Note about young peach trees: Do not allow peach trees to set fruit during the first two growing seasons. Remove flowers or young fruits before they sap the energy the tree requires for growth. During the third year, allow the tree to bear a small crop. Do not let a tree set more fruit than its limbs can bear.
What Pests Eat Peaches?
By far our biggest peach pests are the squirrels. Those bastards. Last year they ate every single peach we produced.
This year was different though. We had some local birds move in to our garden this spring and it’s been such a pleasant experience for us to watch them do all the birding they do.
The squirrels, however, would not agree.
Morning after morning, we have watched in awe as the birds gave chase to the squirrels on the electricity wires.
The birds squawked and struck down upon them with great vengeance and furious anger those squirrels who attempted to poison and destroy our peaches.
And those squirrels knew, they were the birds when they laid their vengeance upon them.
Callbacks aside – peaches are also susceptible to:
- Fruit Worms
- Tent Caterpillars
- Oriental fruit moths
- Plum curculios
I haven’t encountered any of these pests on our peach trees in Sacramento, so I can’t make any suggestions. But, Google is your friend if you encounter any of these.
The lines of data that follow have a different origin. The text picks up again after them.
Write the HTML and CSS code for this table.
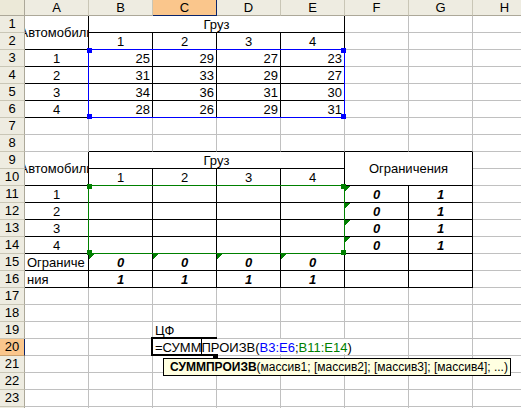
FILE: index.html
```html
<!DOCTYPE html>
<html lang="ru">
<head>
<meta charset="utf-8">
<title>Excel</title>
<link rel="stylesheet" href="styles.css">
</head>
<body>
<div class="sheet">
  <div class="grid">
    <!-- column headers -->
    <div class="corner"></div>
    <div class="ch">A</div><div class="ch">B</div><div class="ch sel">C</div><div class="ch">D</div>
    <div class="ch">E</div><div class="ch">F</div><div class="ch">G</div><div class="ch">H</div>

    <!-- row 1 -->
    <div class="rh">1</div>
    <div class="c m2r br bb vc clip">Автомобили</div>
    <div class="c m4c br bb ctr">Груз</div>
    <div class="c"></div><div class="c"></div><div class="c"></div>
    <!-- row 2 -->
    <div class="rh">2</div>
    <div class="c br bb ctr">1</div><div class="c br bb ctr">2</div><div class="c br bb ctr">3</div><div class="c br bb ctr">4</div>
    <div class="c"></div><div class="c"></div><div class="c"></div>
    <!-- row 3 -->
    <div class="rh">3</div>
    <div class="c br bb ctr">1</div>
    <div class="c br bb num">25</div><div class="c br bb num">29</div><div class="c br bb num">27</div><div class="c br bb num">23</div>
    <div class="c"></div><div class="c"></div><div class="c"></div>
    <!-- row 4 -->
    <div class="rh">4</div>
    <div class="c br bb ctr">2</div>
    <div class="c br bb num">31</div><div class="c br bb num">33</div><div class="c br bb num">29</div><div class="c br bb num">27</div>
    <div class="c"></div><div class="c"></div><div class="c"></div>
    <!-- row 5 -->
    <div class="rh">5</div>
    <div class="c br bb ctr">3</div>
    <div class="c br bb num">34</div><div class="c br bb num">36</div><div class="c br bb num">31</div><div class="c br bb num">30</div>
    <div class="c"></div><div class="c"></div><div class="c"></div>
    <!-- row 6 -->
    <div class="rh">6</div>
    <div class="c br bb ctr">4</div>
    <div class="c br bb num">28</div><div class="c br bb num">26</div><div class="c br bb num">29</div><div class="c br bb num">31</div>
    <div class="c"></div><div class="c"></div><div class="c"></div>
    <!-- row 7 -->
    <div class="rh">7</div>
    <div class="c"></div><div class="c"></div><div class="c"></div><div class="c"></div>
    <div class="c"></div><div class="c"></div><div class="c"></div><div class="c"></div>
    <!-- row 8 -->
    <div class="rh">8</div>
    <div class="c"></div>
    <div class="c bb"></div><div class="c bb"></div><div class="c bb"></div><div class="c bb"></div>
    <div class="c bb"></div><div class="c bb"></div><div class="c"></div>
    <!-- row 9 -->
    <div class="rh">9</div>
    <div class="c m2r br bb vc clip">Автомобили</div>
    <div class="c m4c br bb ctr">Груз</div>
    <div class="c m2r m2c br bb vc">Ограничения</div>
    <div class="c"></div>
    <!-- row 10 -->
    <div class="rh">10</div>
    <div class="c br bb ctr">1</div><div class="c br bb ctr">2</div><div class="c br bb ctr">3</div><div class="c br bb ctr">4</div>
    <div class="c"></div>
    <!-- row 11 -->
    <div class="rh">11</div>
    <div class="c br bb ctr">1</div>
    <div class="c br bb"></div><div class="c br bb"></div><div class="c br bb"></div><div class="c br bb"></div>
    <div class="c br bb ctr bi err">0</div><div class="c br bb ctr bi">1</div>
    <div class="c"></div>
    <!-- row 12 -->
    <div class="rh">12</div>
    <div class="c br bb ctr">2</div>
    <div class="c br bb"></div><div class="c br bb"></div><div class="c br bb"></div><div class="c br bb"></div>
    <div class="c br bb ctr bi err">0</div><div class="c br bb ctr bi">1</div>
    <div class="c"></div>
    <!-- row 13 -->
    <div class="rh">13</div>
    <div class="c br bb ctr">3</div>
    <div class="c br bb"></div><div class="c br bb"></div><div class="c br bb"></div><div class="c br bb"></div>
    <div class="c br bb ctr bi err">0</div><div class="c br bb ctr bi">1</div>
    <div class="c"></div>
    <!-- row 14 -->
    <div class="rh">14</div>
    <div class="c br bb ctr">4</div>
    <div class="c br bb"></div><div class="c br bb"></div><div class="c br bb"></div><div class="c br bb"></div>
    <div class="c br bb ctr bi err">0</div><div class="c br bb ctr bi">1</div>
    <div class="c"></div>
    <!-- row 15 -->
    <div class="rh">15</div>
    <div class="c br bb">Ограниче</div>
    <div class="c br bb ctr bi err">0</div><div class="c br bb ctr bi err">0</div><div class="c br bb ctr bi err">0</div><div class="c br bb ctr bi err">0</div>
    <div class="c br bb"></div><div class="c br bb"></div>
    <div class="c"></div>
    <!-- row 16 -->
    <div class="rh">16</div>
    <div class="c br bb">ния</div>
    <div class="c br bb ctr bi">1</div><div class="c br bb ctr bi">1</div><div class="c br bb ctr bi">1</div><div class="c br bb ctr bi">1</div>
    <div class="c br bb"></div><div class="c br bb"></div>
    <div class="c"></div>
    <!-- row 17 -->
    <div class="rh">17</div>
    <div class="c"></div><div class="c"></div><div class="c"></div><div class="c"></div>
    <div class="c"></div><div class="c"></div><div class="c"></div><div class="c"></div>
    <!-- row 18 -->
    <div class="rh">18</div>
    <div class="c"></div><div class="c"></div><div class="c"></div><div class="c"></div>
    <div class="c"></div><div class="c"></div><div class="c"></div><div class="c"></div>
    <!-- row 19 -->
    <div class="rh">19</div>
    <div class="c"></div><div class="c"></div><div class="c">ЦФ</div><div class="c"></div>
    <div class="c"></div><div class="c"></div><div class="c"></div><div class="c"></div>
    <!-- row 20 -->
    <div class="rh sel">20</div>
    <div class="c"></div><div class="c"></div><div class="c"></div><div class="c"></div>
    <div class="c"></div><div class="c"></div><div class="c"></div><div class="c"></div>
    <!-- row 21 -->
    <div class="rh">21</div>
    <div class="c"></div><div class="c"></div><div class="c"></div><div class="c"></div>
    <div class="c"></div><div class="c"></div><div class="c"></div><div class="c"></div>
    <!-- row 22 -->
    <div class="rh">22</div>
    <div class="c"></div><div class="c"></div><div class="c"></div><div class="c"></div>
    <div class="c"></div><div class="c"></div><div class="c"></div><div class="c"></div>
    <!-- row 23 -->
    <div class="rh">23</div>
    <div class="c"></div><div class="c"></div><div class="c"></div><div class="c"></div>
    <div class="c"></div><div class="c"></div><div class="c"></div><div class="c"></div>
    <!-- row 24 (only its top edge is in view) -->
    <div class="rh"></div>
    <div class="c"></div><div class="c"></div><div class="c"></div><div class="c"></div>
    <div class="c"></div><div class="c"></div><div class="c"></div><div class="c"></div>
  </div>

  <!-- range finder B3:E6 -->
  <div class="range range-blue"></div>
  <div class="hnd hb h-b-tl"></div><div class="hnd hb h-b-tr"></div>
  <div class="hnd hb h-b-bl"></div><div class="hnd hb h-b-br"></div>

  <!-- range finder B11:E14 -->
  <div class="range range-green"></div>
  <div class="hnd hg h-g-tl"></div><div class="hnd hg h-g-tr"></div>
  <div class="hnd hg h-g-bl"></div><div class="hnd hg h-g-br"></div>

  <!-- active cell C20 in edit mode -->
  <div class="active"></div>
  <div class="fill"></div>
  <div class="editor">=СУММ<span class="caret"></span>ПРОИЗВ(<span class="ref-b">B3:E6</span>;<span class="ref-g">B11:E14</span>)</div>

  <div class="tip"><b>СУММПРОИЗВ</b>(массив1; [массив2]; [массив3]; [массив4]; ...)</div>
</div>
</body>
</html>
```

FILE: styles.css
```css
html, body {
  margin: 0;
  padding: 0;
  background: #fff;
  overflow: hidden;
}

.sheet {
  position: relative;
  width: 521px;
  height: 408px;
  overflow: hidden;
  font-family: "Liberation Sans", Arial, sans-serif;
  font-size: 13px;
  color: #000;
}

.grid {
  display: grid;
  grid-template-columns: 25px repeat(8, 64px);
  grid-template-rows: 16px;
  grid-auto-rows: 17px;
  width: 537px;
}

.grid > div {
  box-sizing: border-box;
  white-space: nowrap;
}

/* headers */
.corner {
  background: #ECE9D8;
  border-right: 1px solid #ACA899;
  border-bottom: 1px solid #ACA899;
}
.ch {
  background: #EEECE1;
  border-right: 1px solid #C9C6B6;
  border-bottom: 1px solid #ACA899;
  text-align: center;
  line-height: 15px;
}
.rh {
  background: #EEECE1;
  border-right: 1px solid #ACA899;
  border-bottom: 1px solid #C9C6B6;
  text-align: center;
  line-height: 16px;
}
.ch.sel, .rh.sel {
  background: #FAC68C;
}
.ch.sel {
  border-right-color: #0A246A;
  border-bottom-color: #0A246A;
}
.rh.sel {
  border-right-color: #0A246A;
  border-bottom-color: #C9A06E;
}

/* cells */
.c {
  border-right: 1px solid #C0C0C0;
  border-bottom: 1px solid #C0C0C0;
  padding: 1px 2px 0;
  line-height: 15px;
}
.br { border-right-color: #000 !important; }
.bb { border-bottom-color: #000 !important; }
.ctr { text-align: center; }
.num { text-align: right; }
.bi { font-weight: bold; font-style: italic; }
.m2r { grid-row: span 2; }
.m2c { grid-column: span 2; }
.m4c { grid-column: span 4; }
.vc {
  display: flex;
  align-items: center;
  justify-content: center;
  padding: 0 2px;
}
.clip { overflow: hidden; }
.err {
  background: linear-gradient(135deg, #008000 0 3.6px, transparent 3.6px) no-repeat;
  background-size: 7px 7px;
}

/* range finders */
.range {
  position: absolute;
  box-sizing: border-box;
  left: 88px;
  width: 257px;
  height: 69px;
}
.range-blue { top: 49px; border: 1px solid #0000FF; }
.range-green { top: 185px; border: 1px solid #008000; }
.hnd {
  position: absolute;
  width: 5px;
  height: 5px;
}
.hb { background: #0000FF; }
.hg { background: #008000; }
.h-b-tl { left: 87px; top: 48px; }
.h-b-tr { left: 341px; top: 48px; }
.h-b-bl { left: 87px; top: 114px; }
.h-b-br { left: 341px; top: 114px; }
.h-g-tl { left: 87px; top: 184px; }
.h-g-tr { left: 341px; top: 184px; }
.h-g-bl { left: 87px; top: 250px; }
.h-g-br { left: 341px; top: 250px; }

/* active cell */
.active {
  position: absolute;
  box-sizing: border-box;
  left: 151px;
  top: 337px;
  width: 66px;
  height: 19px;
  border: 2px solid #000;
}
.fill {
  position: absolute;
  left: 213px;
  top: 354px;
  width: 5px;
  height: 5px;
  background: #000;
}
.editor {
  position: absolute;
  box-sizing: border-box;
  left: 153px;
  top: 339px;
  width: 205px;
  height: 15px;
  padding-left: 2px;
  background: #fff;
  line-height: 15px;
  white-space: nowrap;
}
.caret {
  display: inline-block;
  width: 0;
  height: 16px;
  margin-right: -1px;
  border-left: 1px solid #000;
  vertical-align: -3px;
}
.ref-b { color: #0000FF; }
.ref-g { color: #008000; }

/* tooltip */
.tip {
  position: absolute;
  box-sizing: border-box;
  left: 163px;
  top: 358px;
  width: 348px;
  height: 18px;
  padding-left: 6px;
  background: #FFFFE1;
  border: 1px solid #000;
  font-size: 12px;
  line-height: 16px;
  white-space: nowrap;
  overflow: hidden;
}
.tip b { font-weight: bold; }
```
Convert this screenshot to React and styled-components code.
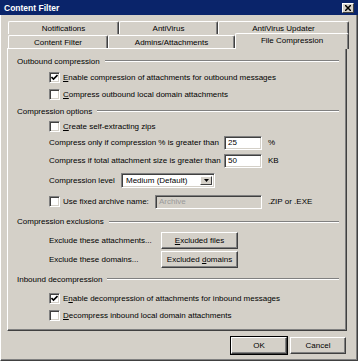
import styled, { createGlobalStyle } from "styled-components";

const GlobalStyle = createGlobalStyle`
  body {
    margin: 0;
    font-family: "Liberation Sans", Arial, sans-serif;
    font-size: 8px;
    color: #000;
  }
`;

const Window = styled.div`
  width: 358px;
  height: 361px;
  box-sizing: border-box;
  background: #d4d0c8;
  display: flex;
  flex-direction: column;
  border-left: 1px solid #fff;
  border-right: 1px solid #404040;
  border-bottom: 1px solid #404040;
  box-shadow: inset -1px -1px #808080;
`;

const TitleBar = styled.div`
  height: 15px;
  margin-left: -1px;
  margin-right: -1px;
  background: #0a246a;
  display: flex;
  align-items: center;
  justify-content: space-between;
  padding: 0 4px 0 4px;
`;

const Title = styled.span`
  color: #fff;
  font-weight: bold;
  font-size: 8.5px;
`;

const CloseButton = styled.div`
  width: 12px;
  height: 10px;
  box-sizing: border-box;
  background: #d4d0c8;
  border-top: 1px solid #fff;
  border-left: 1px solid #fff;
  border-right: 1px solid #404040;
  border-bottom: 1px solid #404040;
  display: flex;
  align-items: center;
  justify-content: center;
`;

const Body = styled.div`
  padding: 6px 10px 0 6px;
  display: flex;
  flex-direction: column;
`;

const TabRow = styled.div`
  display: flex;
  align-items: flex-end;
  height: ${(p) => p.h}px;
  padding-left: 1px;
`;

const Tab = styled.div`
  width: ${(p) => p.w}px;
  height: ${(p) => (p.active ? 16 : 13)}px;
  box-sizing: border-box;
  flex-shrink: 0;
  display: flex;
  align-items: center;
  justify-content: center;
  background: #d4d0c8;
  border-top: 1px solid #fff;
  border-left: 1px solid #fff;
  border-right: 1px solid #404040;
  border-radius: 2px 2px 0 0;
  box-shadow: inset -1px 0 #808080;
  position: relative;
  z-index: ${(p) => (p.active ? 2 : 1)};
  margin-bottom: ${(p) => (p.active ? -1 : 0)}px;
  padding-bottom: ${(p) => (p.active ? 2 : 0)}px;
`;

const Panel = styled.div`
  height: 283px;
  box-sizing: border-box;
  border-top: 1px solid #fff;
  border-left: 1px solid #fff;
  border-right: 1px solid #404040;
  border-bottom: 1px solid #404040;
  box-shadow: inset -1px -1px #808080;
  padding: 4px 7px 0 9px;
  display: flex;
  flex-direction: column;
`;

const Header = styled.div`
  height: ${(p) => p.h}px;
  display: flex;
  align-items: center;
  gap: 5px;
  white-space: nowrap;
`;

const Etch = styled.div`
  flex: 1;
  height: 0;
  border-top: 1px solid #808080;
  border-bottom: 1px solid #fff;
`;

const Row = styled.div`
  height: ${(p) => p.h}px;
  display: flex;
  align-items: center;
  padding-left: 32px;
  white-space: nowrap;
`;

const Label = styled.span`
  width: ${(p) => (p.w ? `${p.w}px` : "auto")};
  flex-shrink: 0;
`;

const CheckLabel = styled.label`
  display: flex;
  align-items: center;
  gap: 3px;
  width: ${(p) => (p.w ? `${p.w}px` : "auto")};
  flex-shrink: 0;
`;

const Box = styled.span`
  width: 11px;
  height: 11px;
  box-sizing: border-box;
  background: #fff;
  border-top: 1px solid #808080;
  border-left: 1px solid #808080;
  border-right: 1px solid #fff;
  border-bottom: 1px solid #fff;
  box-shadow: inset 1px 1px #404040, inset -1px -1px #d4d0c8;
  display: flex;
  align-items: center;
  justify-content: center;
`;

const U = styled.span`
  text-decoration: underline;
`;

const Field = styled.div`
  width: ${(p) => p.w}px;
  height: 14px;
  box-sizing: border-box;
  background: ${(p) => (p.disabled ? "#d4d0c8" : "#fff")};
  color: ${(p) => (p.disabled ? "#9a9a9a" : "#000")};
  border-top: 1px solid #808080;
  border-left: 1px solid #808080;
  border-right: 1px solid #fff;
  border-bottom: 1px solid #fff;
  box-shadow: inset 1px 1px #404040, inset -1px -1px #d4d0c8;
  padding-left: 3px;
  display: flex;
  align-items: center;
  flex-shrink: 0;
`;

const Unit = styled.span`
  margin-left: 6px;
`;

const Select = styled.div`
  width: 94px;
  height: 15px;
  box-sizing: border-box;
  background: #fff;
  border-top: 1px solid #808080;
  border-left: 1px solid #808080;
  border-right: 1px solid #fff;
  border-bottom: 1px solid #fff;
  box-shadow: inset 1px 1px #404040, inset -1px -1px #d4d0c8;
  padding: 2px 2px 2px 4px;
  display: flex;
  align-items: center;
  justify-content: space-between;
`;

const Arrow = styled.div`
  width: 12px;
  height: 100%;
  box-sizing: border-box;
  background: #d4d0c8;
  border-top: 1px solid #fff;
  border-left: 1px solid #fff;
  border-right: 1px solid #404040;
  border-bottom: 1px solid #404040;
  display: flex;
  align-items: center;
  justify-content: center;
`;

const Button = styled.button`
  width: ${(p) => p.w}px;
  height: 17px;
  box-sizing: border-box;
  padding: 0;
  font-family: "Liberation Sans", Arial, sans-serif;
  font-size: 8px;
  color: #000;
  background: #d4d0c8;
  border-top: 1px solid #fff;
  border-left: 1px solid #fff;
  border-right: 1px solid #404040;
  border-bottom: 1px solid #404040;
  box-shadow: inset -1px -1px #808080;
  outline: ${(p) => (p.primary ? "1px solid #000" : "none")};
  outline-offset: 0;
`;

const Footer = styled.div`
  display: flex;
  justify-content: flex-end;
  gap: 3px;
  margin-top: 6px;
  padding-right: 1px;
`;

const Check = ({ checked }) => (
  <Box>
    {checked && (
      <svg width="7" height="7" viewBox="0 0 7 7">
        <path d="M0.5 3 L2.5 5 L6.5 1" stroke="#000" strokeWidth="1.6" fill="none" />
      </svg>
    )}
  </Box>
);

export default function App() {
  return (
    <>
      <GlobalStyle />
      <Window>
        <TitleBar>
          <Title>Content Filter</Title>
          <CloseButton>
            <svg width="6" height="6" viewBox="0 0 6 6">
              <path d="M0 0 L6 6 M6 0 L0 6" stroke="#000" strokeWidth="1.5" />
            </svg>
          </CloseButton>
        </TitleBar>
        <Body>
          <TabRow h={13}>
            <Tab w={111}>Notifications</Tab>
            <Tab w={99}>AntiVirus</Tab>
            <Tab w={131}>AntiVirus Updater</Tab>
          </TabRow>
          <TabRow h={14}>
            <Tab w={100}>Content Filter</Tab>
            <Tab w={127}>Admins/Attachments</Tab>
            <Tab w={114} active>
              File Compression
            </Tab>
          </TabRow>
          <Panel>
            <Header h={16}>
              Outbound compression
              <Etch />
            </Header>
            <Row h={16}>
              <CheckLabel>
                <Check checked />
                <span>
                  <U>E</U>nable compression of attachments for outbound messages
                </span>
              </CheckLabel>
            </Row>
            <Row h={18}>
              <CheckLabel>
                <Check />
                <span>
                  <U>C</U>ompress outbound local domain attachments
                </span>
              </CheckLabel>
            </Row>
            <Header h={16}>
              Compression options
              <Etch />
            </Header>
            <Row h={15}>
              <CheckLabel>
                <Check />
                <span>
                  <U>C</U>reate self-extracting zips
                </span>
              </CheckLabel>
            </Row>
            <Row h={17}>
              <Label w={175}>Compress only if compression % is greater than</Label>
              <Field w={38}>25</Field>
              <Unit>%</Unit>
            </Row>
            <Row h={19}>
              <Label w={175}>Compress if total attachment size is greater than</Label>
              <Field w={38}>50</Field>
              <Unit>KB</Unit>
            </Row>
            <Row h={21}>
              <Label w={72}>Compression level</Label>
              <Select>
                <span>Medium (Default)</span>
                <Arrow>
                  <svg width="5" height="3" viewBox="0 0 5 3">
                    <path d="M0 0 H5 L2.5 3 Z" fill="#000" />
                  </svg>
                </Arrow>
              </Select>
            </Row>
            <Row h={21}>
              <CheckLabel w={106}>
                <Check />
                <span>Use fixed archive name:</span>
              </CheckLabel>
              <Field w={107} disabled>
                Archive
              </Field>
              <Unit>.ZIP or .EXE</Unit>
            </Row>
            <Header h={19}>
              Compression exclusions
              <Etch />
            </Header>
            <Row h={18}>
              <Label w={112}>Exclude these attachments...</Label>
              <Button w={77}>
                <U>E</U>xcluded files
              </Button>
            </Row>
            <Row h={20}>
              <Label w={112}>Exclude these domains...</Label>
              <Button w={77}>
                Excluded <U>d</U>omains
              </Button>
            </Row>
            <Header h={20}>
              Inbound decompression
              <Etch />
            </Header>
            <Row h={18}>
              <CheckLabel>
                <Check checked />
                <span>
                  E<U>n</U>able decompression of attachments for inbound messages
                </span>
              </CheckLabel>
            </Row>
            <Row h={17}>
              <CheckLabel>
                <Check />
                <span>
                  <U>D</U>ecompress inbound local domain attachments
                </span>
              </CheckLabel>
            </Row>
          </Panel>
          <Footer>
            <Button w={56} primary>
              OK
            </Button>
            <Button w={56}>Cancel</Button>
          </Footer>
        </Body>
      </Window>
    </>
  );
}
Which Diseases Affect Peach Trees?
Most gardeners in Sacramento deal with leaf curl on their peaches. This seems to be the most prolific disease affecting these trees.
However, there are others to consider:
- Peach leaf curl is a fungal disease that causes leaves to curl and die; new leaves form after the curled leaves drop. Spraying with a copper fungicide in the fall and winter time is reported to help control the disease.
- Bacterial cankers cause branches to become sunken with lesions and ooze. Infected branches can be pruned away or cankers can be cut out and the healthy wood treated with lime sulfur.
- Brown rot is a bacterial disease that attacks flowers, shoots, and fruit. This disease can be controlled by spraying with lime sulfur when buds begin to turn green in spring.
- Bacterial leaf sport and peach scab cause spots or cracks on leaves and fruit. Both leaf spot and peach scab can be controlled with a lime-sulfur spray every 15 days.
- Trunk sunburn can be mitigated by whitewashing the trunk in early spring. Whitewashing will also discourage ants.
Farmer Fred has a great blog post about treating leaf curl. Read it here.
When to Harvest Peaches from the Tree in Sacramento, CA
Peaches can ripen on the counter, but, honestly, peaches are most flavorful and have the highest sugar content when they are allowed to fully ripen on the tree. A peach is ready for picking when the fruit’s skin turns yellow and the flesh gives a little when you touch it (similar to a tomato).
Picking peaches is easy – hold the fruit in the palm of your hand and give it a gentle tug while twisting. If it is truly ripe, the peach will come off the tree very easily. You’ll be grateful you let it ripen on the tree.
How to Store & Preserve Peaches
Just eat the damn things! If you must hold on to it for a while, peaches will keep in the refrigerator for a week. Otherwise, you could can peaches, freeze peaches, make jams/jellies, and/or even dry peaches.